C’est oublier la spécificité des entreprises de presse
Remarquons, d’abord, que la situation de Dar Assabah diffère beaucoup de celle de la TT. La première institution est, certes, publique comme l’est la TT: elle est tombée dans l’escarcelle de l’Etat étant une des entreprises du clan Ben Ali-Trabelsi, la Princesse Holding, propriété du gendre du président déchu, Zine El Abidine Ben Ali, Mohamed Sakhr El Materi, qui possède 30% du capital de ce média. Mais la nomination de son premier responsable n’est pas régie par un texte spécifique comme l’est celle de la TT: le décret-loi n°116 du 2 novembre 2011 relatif à la liberté de la communication audiovisuelle et à la création d’une HAICA (Haute Autorité Indépendante de la Communication Audiovisuelle).

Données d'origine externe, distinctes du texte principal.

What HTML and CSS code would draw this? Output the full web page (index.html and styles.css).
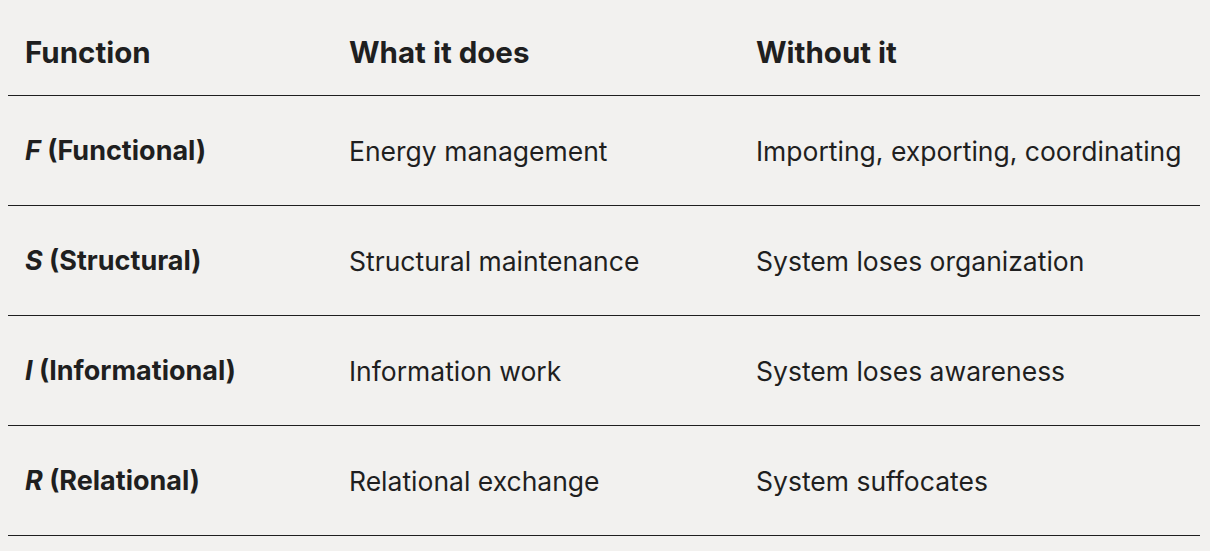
FILE: index.html
```html
<!DOCTYPE html>
<html>
<head>
<meta charset="utf-8">
<link rel="stylesheet" href="styles.css">
</head>
<body>
<div class="table">
  <div class="row head">
    <div class="cell c1">Function</div>
    <div class="cell c2">What it does</div>
    <div class="cell c3">Without it</div>
  </div>
  <div class="row">
    <div class="cell c1 b"><em>F</em> (Functional)</div>
    <div class="cell c2">Energy management</div>
    <div class="cell c3">Importing, exporting, coordinating</div>
  </div>
  <div class="row">
    <div class="cell c1 b"><em>S</em> (Structural)</div>
    <div class="cell c2">Structural maintenance</div>
    <div class="cell c3">System loses organization</div>
  </div>
  <div class="row">
    <div class="cell c1 b"><em>I</em> (Informational)</div>
    <div class="cell c2">Information work</div>
    <div class="cell c3">System loses awareness</div>
  </div>
  <div class="row">
    <div class="cell c1 b"><em>R</em> (Relational)</div>
    <div class="cell c2">Relational exchange</div>
    <div class="cell c3">System suffocates</div>
  </div>
</div>
</body>
</html>
```
FILE: styles.css
```css
html, body {
  margin: 0;
  background: #f2f1ef;
}
body {
  padding: 0 10px 0 8px;
  font-family: "Inter", "DejaVu Sans", sans-serif;
  color: #1f1f1f;
}
.table {
  display: flex;
  flex-direction: column;
}
.row {
  display: grid;
  grid-template-columns: 341px 407px 1fr;
  height: 110px;
  align-items: center;
  border-bottom: 1px solid #1f1f1f;
  font-size: 26.5px;
  box-sizing: border-box;
}
.row.head {
  height: 96px;
  padding-top: 8px;
  font-weight: 700;
  font-size: 29.5px;
}
.c1 {
  padding-left: 17px;
}
.b {
  font-weight: 700;
  font-size: 27px;
}
em {
  font-style: italic;
}
```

Et c’est là où le bât blesse. La nomination du premier responsable de la TT doit être entérinée par la HAICA (article 19). La nomination du PDG de Dar Assabah peut –normalement- se faire dans les mêmes conditions que n’importe quelle autre entreprise publique. Quel que soit le secteur auquel elle appartient. Il suffit que le principal actionnaire convoque le Conseil d’administration, lui soumette cette nomination et que ce dernier l’accepte. Ce qui a été fait, jeudi 1er août 2012, pour le cas de Lotfi Touati.
Mais c’est oublier la spécificité des entreprises de presse. Qui ne produisent pas seulement des biens et des services (économiques), mais qui sont également l’expression libre d’opinions et de courants de pensée. Les rédactions de certains médias, après la révolution du 14 janvier 2011, ont fait valoir cette réalité. En appelant à une séparation entre les rédactions et les directions. Elles ont créé, à cet effet, des comités de rédaction qui souhaitent veiller à l’indépendance des rédactions par rapport aux propriétaires du capital. Reproduisant des schémas connus et défendus dans de nombreux pays démocratiques.

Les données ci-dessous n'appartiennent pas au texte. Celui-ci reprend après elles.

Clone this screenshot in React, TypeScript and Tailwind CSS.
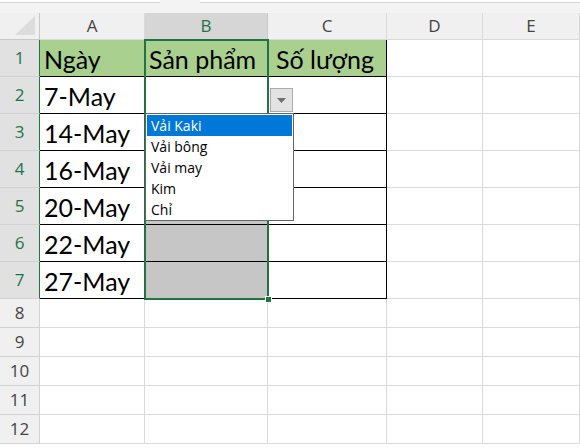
import React from "react";

const COLS = ["A", "B", "C", "D", "E"];
const data: Record<number, string[]> = {
  1: ["Ngày", "Sản phẩm", "Số lượng"],
  2: ["7-May", "", ""],
  3: ["14-May", "", ""],
  4: ["16-May", "", ""],
  5: ["20-May", "", ""],
  6: ["22-May", "", ""],
  7: ["27-May", "", ""],
};
const items = ["Vải Kaki", "Vải bông", "Vải may", "Kim", "Chỉ"];

export default function App() {
  const rows = Array.from({ length: 12 }, (_, i) => i + 1);
  return (
    <div
      className="relative w-[580px] h-[448px] overflow-hidden bg-white"
      style={{ fontFamily: '"Open Sans", "Noto Sans", sans-serif' }}
    >
      {/* formula bar remnant */}
      <div className="flex h-[13px] bg-[#f3f3f3]">
        <div className="w-[160px] h-[3px] bg-white border-b border-[#d6d6d6]" />
        <div className="w-[40px]" />
        <div className="flex-1 h-[3px] bg-white border-b border-[#d6d6d6]" />
      </div>
      <div className="grid grid-cols-[40px_105px_123px_119px_96px_97px] grid-rows-[27px_repeat(7,37px)_repeat(5,29px)]">
        {/* header row */}
        <div className="bg-[#f0f0f0] border-r border-b border-[#c8c8c8] flex items-end justify-end pr-[4px] pb-[4px]">
          <svg width="20" height="19" viewBox="0 0 20 19">
            <polygon points="20,0 20,19 0,19" fill="#dcdcdc" />
          </svg>
        </div>
        {COLS.map((c) => (
          <div
            key={c}
            className={
              c === "B"
                ? "bg-[#d6d6d6] border-r border-b border-[#c8c8c8] flex items-center justify-center text-[17px] text-[#217346]"
                : "bg-[#f0f0f0] border-r border-b border-[#dadada] flex items-center justify-center text-[17px] text-[#444444]"
            }
          >
            {c}
          </div>
        ))}
        {rows.map((r) => {
          const sel = r <= 7;
          const row = data[r];
          return (
            <React.Fragment key={r}>
              <div
                className={
                  sel
                    ? "bg-[#e1e1e1] border-r border-b border-r-[#217346] border-b-[#d2d2d2] flex items-center justify-center text-[17px] text-[#217346]"
                    : "bg-[#f0f0f0] border-r border-b border-[#d2d2d2] flex items-center justify-center text-[17px] text-[#444444]"
                }
              >
                {r}
              </div>
              {COLS.map((c, ci) => {
                const inTable = sel && ci < 3;
                const green = r === 1 && ci < 3;
                const gray = c === "B" && r >= 3 && r <= 7;
                const rightBlack = sel && ci <= 2;
                const cls = [
                  "border-r border-b flex items-center pt-[3px] text-[25px] leading-none text-black whitespace-nowrap overflow-hidden",
                  r === 1 && ci === 2 ? "pl-[8px]" : "pl-[4px]",
                  rightBlack ? "border-r-black" : "border-r-[#dadada]",
                  inTable ? "border-b-black" : "border-b-[#dadada]",
                  green ? "bg-[#a9d08e]" : gray ? "bg-[#c6c6c6]" : "bg-white",
                ].join(" ");
                return (
                  <div key={c} className={cls} style={{ fontFamily: '"Lato", "Open Sans", sans-serif' }}>
                    {row && ci < 3 ? row[ci] : ""}
                  </div>
                );
              })}
            </React.Fragment>
          );
        })}
      </div>

      {/* selection border B1:B7 */}
      <div className="absolute left-[144px] top-[39px] w-[125px] h-[261px] border-2 border-[#217346] pointer-events-none" />
      {/* fill handle */}
      <div className="absolute left-[265px] top-[296px] w-[7px] h-[7px] bg-[#217346] border border-white" />

      {/* dropdown button */}
      <div className="absolute left-[270px] top-[88px] w-[23px] h-[24px] bg-[#e3e3e3] border border-[#acacac] flex items-center justify-center">
        <svg width="9" height="5" viewBox="0 0 9 5">
          <polygon points="0,0 9,0 4.5,5" fill="#707070" />
        </svg>
      </div>

      {/* dropdown list */}
      <div className="absolute left-[145px] top-[113px] w-[149px] h-[108px] bg-white border border-[#646464] p-[1px] flex flex-col">
        {items.map((it, i) => (
          <div
            key={it}
            className={
              i === 0
                ? "h-[21px] flex items-center pl-[4px] text-[14px] bg-[#0078d7] text-white"
                : "h-[21px] flex items-center pl-[4px] text-[14px] text-black"
            }
            style={{ fontFamily: '"Open Sans", "Noto Sans", sans-serif' }}
          >
            {it}
          </div>
        ))}
      </div>
    </div>
  );
}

Des démarches prendraient du temps
Mais qu’elle est la marge de manœuvre du gouvernement aujourd’hui concernant cette affaire? On comprend bien qu’il semble difficile au gouvernement de revenir en arrière. Même si pour le cas de la nomination d’Imène Bahroune, il sait pertinemment qu’il peut être dans le tort: un texte existe, il faut l’appliquer, disent les contradicteurs du gouvernement. Qui a, quant à lui, un argument qui lui paraît en béton: le décret-loi n°116 a été promulgué au cours de la première période de transition, c’est-à-dire au cours de la période allant de la chute du régime de Ben Ali à l’entrée en fonction du gouvernement Hamadi Jebali sorti des urnes du 23 octobre 2011. En clair: ce texte, comme tant d’autres, devrait être entériné par l’Assemblée Nationale Constituante (ANC). D’autant plus que le gouvernement aurait des choses à dire concernant ce texte. En témoigne la consultation lancée par ce dernier, les 27 et 28 avril 2012, sur le régime juridique des médias.